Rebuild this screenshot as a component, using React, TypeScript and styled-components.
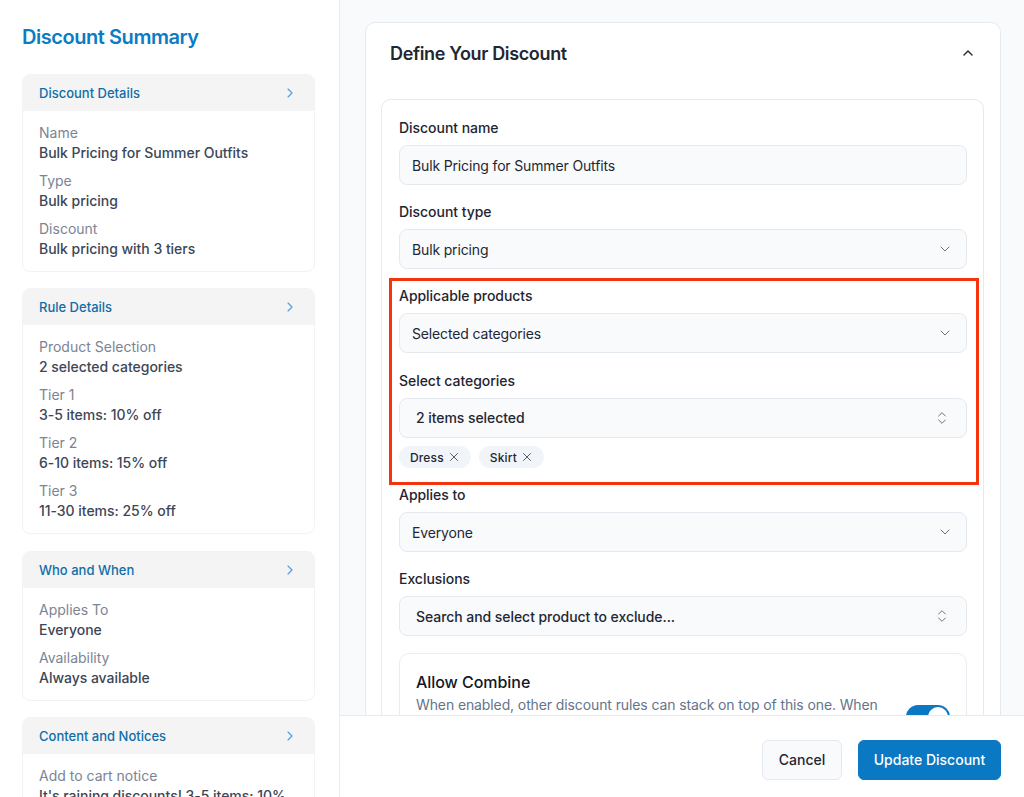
import React from "react";
import styled, { createGlobalStyle } from "styled-components";
import { ChevronDown, ChevronRight, ChevronUp, ChevronsUpDown, X } from "lucide-react";

const Global = createGlobalStyle`
  html, body { margin: 0; padding: 0; height: 100%; background: #fff; }
  body { font-family: Inter, "Liberation Sans", sans-serif; -webkit-font-smoothing: antialiased; }
  * { box-sizing: border-box; }
`;

const Page = styled.div`
  display: flex;
  width: 1024px;
  height: 797px;
  overflow: hidden;
`;
const Sidebar = styled.aside`
  width: 340px;
  flex: none;
  height: 100%;
  overflow: hidden;
  padding: 24px 24px 0 22px;
  border-right: 1px solid #e8ecf1;
  background: #fff;
`;
const SummaryTitle = styled.h2`
  margin: 0 0 24px;
  font-size: 20px;
  line-height: 26px;
  font-weight: 600;
  letter-spacing: -0.45px;
  color: #0a7cc4;
`;
const SummaryCard = styled.section`
  border: 1px solid #f1f3f5;
  border-radius: 8px;
  overflow: hidden;
  margin-bottom: 16.4px;
  background: #fff;
`;
const SummaryHeader = styled.div`
  display: flex;
  align-items: center;
  justify-content: space-between;
  height: 36px;
  padding: 0 16px;
  background: #f4f4f5;
  color: #0f6ea8;
  font-size: 13px;
  font-weight: 500;
  svg { color: #4f9fe8; }
`;
const SummaryBody = styled.div`
  display: flex;
  flex-direction: column;
  gap: 8px;
  padding: 12px 16px;
`;
const SummaryItem = styled.div`
  font-size: 14px;
  line-height: 20px;
`;
const SummaryLabel = styled.div`
  color: #7b8494;
`;
const SummaryValue = styled.div`
  color: #3c4656;
  font-weight: 500;
  letter-spacing: -0.03px;
  white-space: nowrap;
`;

const Right = styled.div`
  flex: 1;
  min-width: 0;
  display: flex;
  flex-direction: column;
  height: 100%;
`;
const Scroll = styled.main`
  flex: 1;
  min-height: 0;
  overflow: hidden;
  background: #f8fafc;
  padding: 22px 23px 0 25px;
`;
const OuterCard = styled.section`
  background: #fff;
  border: 1px solid #e5eaf1;
  border-radius: 10px;
  padding: 0 16px 16px 15px;
`;
const OuterHeader = styled.div`
  display: flex;
  align-items: center;
  justify-content: space-between;
  height: 60px;
  padding: 0 9px;
  margin-bottom: 16px;
  color: #1f2732;
  svg { margin-right: -1px; }
`;
const OuterTitle = styled.h3`
  margin: 0;
  font-size: 18px;
  font-weight: 600;
  letter-spacing: -0.35px;
  color: #1f2732;
`;
const InnerCard = styled.div`
  border: 1px solid #e5eaf1;
  border-radius: 10px;
  padding: 18px 16px 16px 17px;
  background: #fff;
`;
const Field = styled.div`
  margin-bottom: 17.2px;
`;
const Label = styled.div`
  font-size: 14px;
  line-height: 20px;
  font-weight: 500;
  letter-spacing: -0.04px;
  color: #1e2530;
  margin-bottom: 7px;
`;
const Control = styled.div`
  display: flex;
  align-items: center;
  justify-content: space-between;
  height: 40px;
  padding: 0 13px 0 12px;
  background: #f8fafc;
  border: 1px solid #e4e9f0;
  border-radius: 8px;
  font-size: 14px;
  letter-spacing: -0.15px;
  color: #1f2732;
  svg { color: #6b7280; flex: none; }
`;
const ComboControl = styled(Control)`
  padding: 0 16px 0 16px;
  font-weight: 500;
  letter-spacing: -0.06px;
`;
const Highlight = styled.div`
  position: relative;
  &::after {
    content: "";
    position: absolute;
    left: -10px;
    right: -12px;
    top: -8px;
    bottom: 0;
    border: 3px solid #f5330c;
    pointer-events: none;
  }
`;
const Tags = styled.div`
  display: flex;
  gap: 8px;
  margin-top: 8.5px;
`;
const Tag = styled.span`
  display: inline-flex;
  align-items: center;
  gap: 3px;
  height: 22px;
  padding: 0 10px 0 11px;
  border-radius: 11px;
  background: #f1f5f9;
  font-size: 12px;
  font-weight: 500;
  letter-spacing: 0.15px;
  color: #1f2732;
  svg { color: #3f4855; }
`;
const TagField = styled.div`
  padding-bottom: 17px;
`;
const CombineCard = styled.div`
  display: flex;
  align-items: flex-start;
  gap: 28px;
  border: 1px solid #e9edf3;
  border-radius: 10px;
  padding: 17px 16px 16px 16px;
`;
const CombineText = styled.div`
  flex: 1;
  min-width: 0;
`;
const CombineTitle = styled.div`
  font-size: 16px;
  line-height: 22px;
  font-weight: 500;
  letter-spacing: -0.05px;
  color: #111827;
  margin-bottom: 2px;
`;
const CombineDesc = styled.div`
  font-size: 14px;
  line-height: 20px;
  letter-spacing: -0.11px;
  color: #64748b;
`;
const Toggle = styled.div`
  flex: none;
  width: 44px;
  height: 24px;
  margin-top: 34px;
  border-radius: 12px;
  background: #0a78c2;
  padding: 2px;
  display: flex;
  justify-content: flex-end;
  &::before {
    content: "";
    width: 20px;
    height: 20px;
    border-radius: 50%;
    background: #fff;
  }
`;
const Footer = styled.footer`
  flex: none;
  height: 82px;
  display: flex;
  align-items: flex-start;
  justify-content: flex-end;
  gap: 16px;
  padding: 24px 23px 0 0;
  background: #fff;
  border-top: 1px solid #e6ebf1;
`;
const Button = styled.button<{ $primary?: boolean }>`
  width: ${(p) => (p.$primary ? 143 : 80)}px;
  height: 40px;
  padding: 0 0 2px;
  border-radius: 6px;
  font-family: inherit;
  font-size: 14px;
  font-weight: 500;
  color: ${(p) => (p.$primary ? "#fff" : "#1f2732")};
  background: ${(p) => (p.$primary ? "#0a78c2" : "#f8fafc")};
  border: 1px solid ${(p) => (p.$primary ? "#0a78c2" : "#e4e9f0")};
`;

const summary = [
  { title: "Discount Details", items: [["Name", "Bulk Pricing for Summer Outfits"], ["Type", "Bulk pricing"], ["Discount", "Bulk pricing with 3 tiers"]] },
  { title: "Rule Details", items: [["Product Selection", "2 selected categories"], ["Tier 1", "3-5 items: 10% off"], ["Tier 2", "6-10 items: 15% off"], ["Tier 3", "11-30 items: 25% off"]] },
  { title: "Who and When", items: [["Applies To", "Everyone"], ["Availability", "Always available"]] },
  { title: "Content and Notices", items: [["Add to cart notice", "It's raining discounts! 3-5 items: 10%"]] },
];

export default function App() {
  return (
    <Page>
      <Global />
      <Sidebar>
        <SummaryTitle>Discount Summary</SummaryTitle>
        {summary.map((card) => (
          <SummaryCard key={card.title}>
            <SummaryHeader>
              {card.title}
              <ChevronRight size={16} strokeWidth={1.75} />
            </SummaryHeader>
            <SummaryBody>
              {card.items.map(([label, value]) => (
                <SummaryItem key={label}>
                  <SummaryLabel>{label}</SummaryLabel>
                  <SummaryValue>{value}</SummaryValue>
                </SummaryItem>
              ))}
            </SummaryBody>
          </SummaryCard>
        ))}
      </Sidebar>
      <Right>
        <Scroll>
          <OuterCard>
            <OuterHeader>
              <OuterTitle>Define Your Discount</OuterTitle>
              <ChevronUp size={16} />
            </OuterHeader>
            <InnerCard>
              <Field>
                <Label>Discount name</Label>
                <Control>Bulk Pricing for Summer Outfits</Control>
              </Field>
              <Field>
                <Label>Discount type</Label>
                <Control>
                  Bulk pricing
                  <ChevronDown size={16} strokeWidth={1.5} />
                </Control>
              </Field>
              <Highlight>
                <Field>
                  <Label>Applicable products</Label>
                  <Control>
                    Selected categories
                    <ChevronDown size={16} strokeWidth={1.5} />
                  </Control>
                </Field>
                <TagField>
                  <Label>Select categories</Label>
                  <ComboControl>
                    2 items selected
                    <ChevronsUpDown size={16} strokeWidth={1.5} />
                  </ComboControl>
                  <Tags>
                    <Tag>Dress <X size={14} strokeWidth={1.5} /></Tag>
                    <Tag>Skirt <X size={14} strokeWidth={1.5} /></Tag>
                  </Tags>
                </TagField>
              </Highlight>
              <Field>
                <Label>Applies to</Label>
                <Control>
                  Everyone
                  <ChevronDown size={16} strokeWidth={1.5} />
                </Control>
              </Field>
              <Field>
                <Label>Exclusions</Label>
                <ComboControl>
                  Search and select product to exclude...
                  <ChevronsUpDown size={16} strokeWidth={1.5} />
                </ComboControl>
              </Field>
              <CombineCard>
                <CombineText>
                  <CombineTitle>Allow Combine</CombineTitle>
                  <CombineDesc>
                    When enabled, other discount rules can stack on top of this one. When disabled, only this discount applies.
                  </CombineDesc>
                </CombineText>
                <Toggle />
              </CombineCard>
            </InnerCard>
          </OuterCard>
        </Scroll>
        <Footer>
          <Button>Cancel</Button>
          <Button $primary>Update Discount</Button>
        </Footer>
      </Right>
    </Page>
  );
}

^^^^^^^^

◆ Request:
Among the lines of the material, find those that hold the word "components" and copy them.

◆ Answer to this exercise:
Rebuild this screenshot as a component, using React, TypeScript and styled-components.
import styled, { createGlobalStyle } from "styled-components";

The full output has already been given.